B’Tselem is irrelevant
In the concluding paragraphs of “Black Flag,” B’Tselem acknowledges that “Fighting Hamas is, in fact, extremely challenging: How can military targets be distinguished from civilian objects in these circumstances? How is it possible to avoid harming civilians who are not taking part in the fighting, when Hamas operatives fire at Israel from within populated areas?”
However, after spending 49 pages detailing how, in its opinion, Israel’s approach was insufficient, B’Tselem refuses to offer constructive solutions: “B’Tselem does not purport to offer the Israeli government or the military any operative plans for conducting armed conflict in Gaza: that is not the role of a human rights organization. The government is responsible for responding to these challenges in ways that maintain humanity and uphold the law.”
Given that the Israeli army’s actions were consistent with international legal standards, and B’Tselem has failed to demonstrate otherwise, the burden is on B’Tselem to provide realistic and effective alternatives if it wants the military and government to pursue different policies and tactics.
Funding for B’Tselem
In August 2014, B’Tselem received “emergency funding ” from Denmark, the Netherlands, Sweden, and Switzerland (“the Secretariat ”) for “documentation and investigation efforts…for the purposes of assisting and supporting national and international mechanisms.”
Other funders in 2012-14 include European Union, France,DanChurch Aid (Denmark ), Diakonia (Sweden ), Norway, Christian Aid Ireland, EED (Germany ), UNICEF, Catholic Relief Services (US ), World Vision, ICCO (Netherlands ),Trocaire (Ireland ), and UK. (See chart below for detailed funding information).
In 2008-2013, the New Israel Fund (NIF) authorized grants worth $1,381,969 to B’Tselem (2008, 2009, 2010, 2011,2012, 2013 ).
Foreign donations based on reports to Israeli Registrar of Non-Profits (amounts in NIS)
Donor | 2014 | 2013 | 2012 |
EU | 334,024 | 383,966 | 575,950 |
NGO Development Center | 583,149 | 1,011,621 | |
EED (Germany) | 111,957 | 523,788 | 1,192,609 |
Catholic Relief Services (US) | 427,105 | 281,737 | |
DanChurch Aid (Denmark) | 732,227 | 1,192,331 | |
UNDP | 717,358 | 151,120 | |
UNICEF | 150,00 | ||
Diakonia (Sweden) | 271,631 | 287,321 | |
France | 47,619 | ||
UK | 326,160 | 88,330 | |
World Vision | 70,351 |
Conclusion: Giving Hamas a Free Pass
In its zeal to blame Israel and senior Israeli government officials, B’Tselem absolves Hamas of any responsibility for its actions in endangering the civilian populations of both Gaza and Israel. This is completely inconsistent with the group’s claims of promoting human rights and combating impunity.

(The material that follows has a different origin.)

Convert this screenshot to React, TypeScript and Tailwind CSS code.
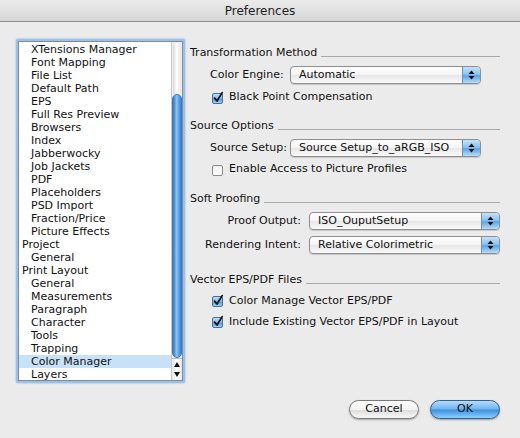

B’Tselem’s irresponsible reporting and failure to hold Hamas to account will only further endanger civilians in Gaza and Israel. The absurd argument that Israel cannot target Hamas fighters at home will only encourage terrorists to store more weapons, launch more rockets, and conduct more military operations from within homes and mosques, knowing that B’Tselem and other NGOs will help in its propaganda efforts to blame Israel for the consequences of any resulting civilian casualties.